The features of the Constitution, and the views expressed by its framers, thus brought in review, show how different were the aims and purposes of our forefathers, compared with those which foreigners in our midst not only now proclaim as their own, but demand as a right to be carried out. The statesmen of the Revolution knew that liberty was a much-abused term, and that there is no word, as Montesquieu states, which had received more different significations. They knew that a democracy is not necessarily a free State, and were too sagacious not to distinguish the difference between the power of the people and the liberty of the people. They desired to avoid extremes, and, knowing it to be necessary that power should be confined by power to prevent its abuse, they sought to establish a form of government in which there was the least danger of the abuse of power. Hence not a single member expressed himself in favor of measures which are now urged by foreigners, who have not resided long enough in the country to understand the true principles of the government, and who are profoundly ignorant of the difficulties which environed its establishment. "Universal suffrage," nor "the elections of all the officers" of the General Government, were not dreamed of by the framers of the Constitution.
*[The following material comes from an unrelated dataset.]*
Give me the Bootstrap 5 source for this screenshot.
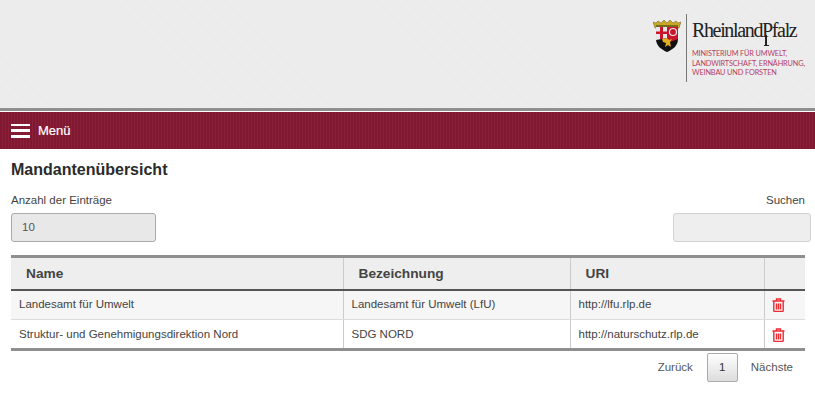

Nor did they suppose it to be any part of their duty to establish "a department of the government for the protection of immigration;" but, on the contrary, the question with them was whether immigrants should be at all admitted to citizenship, and under what restrictions. Nor would such propositions as the abolition of the Sabbath, of prayers in public bodies, and of oaths upon the Bible, have for a moment been countenanced by them; they, on the contrary, as has been shown, were believers in the Bible, and, while they recognized the great principle of religious freedom, and made provision therefor in the Constitution, they nevertheless, in most, if not all the States, insisted upon the recognition of religion as a condition of eligibility to office.